Actress Helen Barry was born Elizabeth Short on 5 January 1840 in Lee, Kent, England, the daughter of Charles Henry Short and his wife Mary. Her daughter Esther E Brandon was born in Greenwich, Kent in the second quarter of 1855, around the time of Elizabeth's marriage to Joseph Brandon, a native of Belgium. Elizabeth began acting as Helen Barry in 1872, after her divorce, and after her daughter Esther had been put out as an apprentice. Helen Barry first appeared in Babil and Bijou at the Covent Garden Theatre. The actress also performed in The Happy Land at the Court Theatre, and Arkwright's Wife at the Leeds Theatre Royal and, following its move, London's Globe Theatre. She appeared in Heart's Delight in 1873–1874, and Led Astray at the Gaiety Theatre in 1874. After touring outside London, she returned to star in Around the World in Eighty Days and Heartsease, both at the Princess's Theatre, London. In 1876, Barry starred in L'Étrangère and, later, True Till Death. Helen Barry continued to perform in the theatre after her second marriage.

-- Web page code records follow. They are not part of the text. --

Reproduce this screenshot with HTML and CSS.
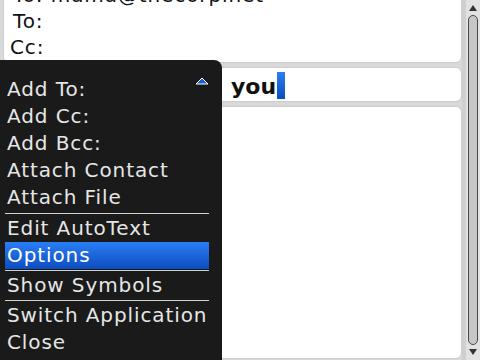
FILE: index.html
```html
<!DOCTYPE html>
<html>
<head>
<meta charset="utf-8">
<link rel="stylesheet" href="styles.css">
</head>
<body>
<div class="screen">
  <div class="main">
    <div class="box header">
      <div class="lines">
        <div class="line ind">To: mama@thecorpinet</div>
        <div class="line ind">To:</div>
        <div class="line">Cc:</div>
      </div>
    </div>
    <div class="box subject">
      <span class="subj-text">you</span><span class="cursor"></span>
    </div>
    <div class="box body-box"></div>
  </div>
  <div class="scroll">
    <svg class="arrow" width="8" height="6" viewBox="0 0 8 6"><polygon points="0,6 4,0 8,6" fill="#333"/></svg>
    <div class="pill"></div>
    <svg class="arrow" width="8" height="6" viewBox="0 0 8 6"><polygon points="0,0 8,0 4,6" fill="#333"/></svg>
  </div>

  <div class="menu">
    <svg class="menu-up" width="14" height="8" viewBox="0 0 14 8"><polygon points="1,7 7,1 13,7" fill="#1b5fd6" stroke="#ffffff" stroke-width="1"/></svg>
    <div class="item">Add To:</div>
    <div class="item">Add Cc:</div>
    <div class="item">Add Bcc:</div>
    <div class="item">Attach Contact</div>
    <div class="item">Attach File</div>
    <div class="sep sep4"></div>
    <div class="item">Edit AutoText</div>
    <div class="item selected">Options</div>
    <div class="sep"></div>
    <div class="item">Show Symbols</div>
    <div class="sep"></div>
    <div class="item">Switch Application</div>
    <div class="item">Close</div>
  </div>
</div>
</body>
</html>
```

FILE: styles.css
```css
html, body {
  margin: 0;
  padding: 0;
  width: 480px;
  height: 360px;
  overflow: hidden;
  background: #d8d8d8;
}

.screen {
  position: relative;
  width: 480px;
  height: 360px;
  display: flex;
  font-family: "DejaVu Sans", sans-serif;
}

.main {
  width: 462px;
  box-sizing: border-box;
  padding: 0 1px 2px 4px;
  display: flex;
  flex-direction: column;
  gap: 6px;
  background: #d9d9d9;
}

.box {
  background: #ffffff;
  border-radius: 5px;
  box-shadow: 0 0 0 1px #cdcdcd;
  overflow: hidden;
}

.header {
  height: 62px;
  flex: none;
  border-radius: 0 0 5px 5px;
}

.lines {
  margin-top: -18px;
  padding-left: 6px;
}

.line {
  font-size: 20px;
  line-height: 26px;
  letter-spacing: 0.9px;
  color: #111;
  white-space: nowrap;
}

.line.ind {
  padding-left: 3px;
}

.subject {
  height: 33px;
  flex: none;
  display: flex;
  align-items: flex-start;
  padding: 4px 0 0 227px;
  box-sizing: border-box;
}

.subj-text {
  font-weight: bold;
  font-size: 22px;
  line-height: 27px;
  margin-top: 1px;
  color: #111;
}

.cursor {
  width: 8px;
  height: 27px;
  margin-left: 1px;
  background: linear-gradient(#2b7ff4, #0b4cbe);
}

.body-box {
  flex: 1;
}

.scroll {
  width: 18px;
  box-sizing: border-box;
  border-left: 4px solid #d0d0d0;
  background: #e2e2e2;
  display: flex;
  flex-direction: column;
  align-items: center;
  padding: 5px 0 5px;
}

.arrow {
  display: block;
  flex: none;
}

.pill {
  flex: 1;
  width: 8px;
  margin: 4px 0;
  background: #c6c6c6;
  border: 1px solid #4a4a4a;
  border-radius: 5px;
}

.menu {
  position: absolute;
  left: 0;
  top: 60px;
  width: 222px;
  bottom: 0;
  background: #1a1a1a;
  border-top-right-radius: 8px;
  padding-top: 16px;
  box-sizing: border-box;
}

.menu-up {
  position: absolute;
  left: 195px;
  top: 17px;
  display: block;
}

.item {
  height: 27px;
  line-height: 27px;
  margin: 0 13px 0 5px;
  padding-left: 2px;
  font-size: 20px;
  letter-spacing: 0.9px;
  color: #e6e6e6;
  white-space: nowrap;
}

.item.selected {
  background: linear-gradient(#2a7ef5, #0d4dbf);
  color: #ffffff;
}

.sep {
  height: 3px;
  margin: 0 13px 0 5px;
  display: flex;
  align-items: center;
}

.sep::before {
  content: "";
  display: block;
  width: 100%;
  height: 1px;
  background: #d0d0d0;
}

.sep4 {
  height: 4px;
}
```
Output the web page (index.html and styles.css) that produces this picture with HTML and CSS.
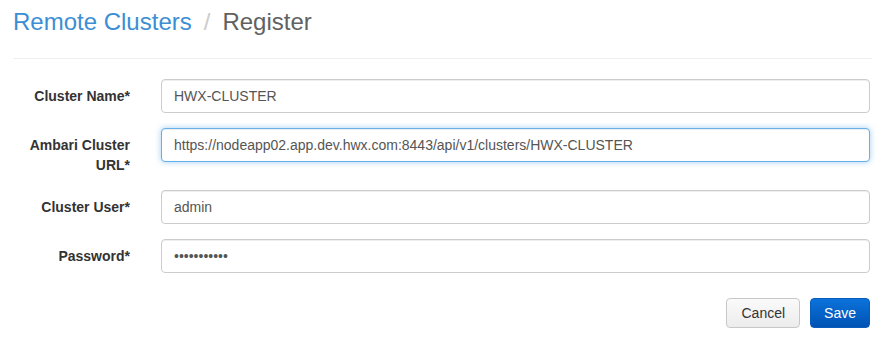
FILE: index.html
```html
<!DOCTYPE html>
<html lang="en">
<head>
    <meta charset="UTF-8">
    <meta name="viewport" content="width=device-width, initial-scale=1.0">
    <title>Remote Clusters / Register</title>
    <link rel="stylesheet" href="styles.css">
</head>
<body>
    <div class="page">
        <h2 class="page-title">
            <span class="crumb-link">Remote Clusters</span><span class="crumb-sep">/</span><span class="crumb-current">Register</span>
        </h2>
        <hr class="divider">

        <form class="register-form">
            <div class="form-group">
                <label class="form-label" for="clusterName">Cluster Name*</label>
                <input class="form-control" id="clusterName" type="text" value="HWX-CLUSTER">
            </div>
            <div class="form-group">
                <label class="form-label" for="clusterUrl">Ambari Cluster URL*</label>
                <input class="form-control is-focused" id="clusterUrl" type="text" value="https://nodeapp02.app.dev.hwx.com:8443/api/v1/clusters/HWX-CLUSTER">
            </div>
            <div class="form-group">
                <label class="form-label" for="clusterUser">Cluster User*</label>
                <input class="form-control" id="clusterUser" type="text" value="admin">
            </div>
            <div class="form-group">
                <label class="form-label" for="clusterPassword">Password*</label>
                <input class="form-control" id="clusterPassword" type="text" value="•••••••••••">
            </div>

            <div class="form-actions">
                <button type="button" class="btn btn-default">Cancel</button>
                <button type="button" class="btn btn-primary">Save</button>
            </div>
        </form>
    </div>
</body>
</html>
```

FILE: styles.css
```css
body {
    margin: 0;
    font-family: "Liberation Sans", Arial, sans-serif;
    font-size: 14px;
    line-height: 20px;
    color: #333;
    background: #fff;
}

.page {
    padding: 9px 19px 0 13px;
}

.page-title {
    margin: 0;
    font-size: 24px;
    line-height: 26px;
    font-weight: normal;
}

.crumb-link {
    color: #3b8ed4;
}

.crumb-sep {
    color: #ccc;
    padding: 0 12px;
}

.crumb-current {
    color: #616161;
}

.divider {
    border: 0;
    border-top: 1px solid #eee;
    margin: 23px -2px 20px 0;
}

.form-group {
    display: flex;
    align-items: flex-start;
    margin-bottom: 15px;
}

.form-label {
    width: 117px;
    flex-shrink: 0;
    margin-right: 31px;
    padding-top: 7px;
    text-align: right;
    font-weight: bold;
    color: #333;
}

.form-control {
    flex: 1;
    height: 34px;
    box-sizing: border-box;
    padding: 6px 12px;
    border: 1px solid #ccc;
    border-radius: 4px;
    box-shadow: inset 0 1px 1px rgba(0, 0, 0, 0.075);
    font-family: "Liberation Sans", Arial, sans-serif;
    font-size: 14px;
    line-height: 20px;
    color: #555;
    background: #fff;
    outline: none;
}

.form-control.is-focused {
    border-color: #66afe9;
    box-shadow: inset 0 1px 1px rgba(0, 0, 0, 0.075), 0 0 6px rgba(102, 175, 233, 0.6);
}

.form-actions {
    display: flex;
    justify-content: flex-end;
    gap: 10px;
    margin-top: 25px;
}

.btn {
    height: 30px;
    box-sizing: border-box;
    padding: 4px 14px;
    border: 1px solid transparent;
    border-radius: 4px;
    font-family: "Liberation Sans", Arial, sans-serif;
    font-size: 14px;
    line-height: 20px;
    cursor: pointer;
}

.btn-default {
    color: #333;
    background: linear-gradient(to bottom, #fafafa, #ececec);
    border-color: #c8c8c8;
}

.btn-primary {
    padding: 4px 13px;
    color: #fff;
    background: linear-gradient(to bottom, #0b73da, #0052b4);
    border-color: #0a5cba;
}
```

Less than two years after his marriage to Barry, the London Gazette of 11 April 1879 indicated that Alexander Rolls of 82 Regent's Park Road, Middlesex County, had declared bankruptcy. By 1881, he was lodging in the Parish of Saint George, Hanover Square, London, and his wife was not recorded at that address. Alexander Rolls died on 22 April 1882 in London. His widow moved to the United States following his death, where she appeared in theatrical performances in New York City. Less than one year after her second husband's death, Barry was married and widowed again. Helen Barry's third husband Harry George Bolam (1845–1883), a land agent and mining engineer, died at Westminster Flats in New York City from pneumonia on 23 March 1883, shortly after their marriage. The actress continued to perform in both New York and London. "Helen Rolls Bolam of New York" died on 20 July 1904 in Norwalk, Connecticut, USA. The date of probate was 24 April 1906.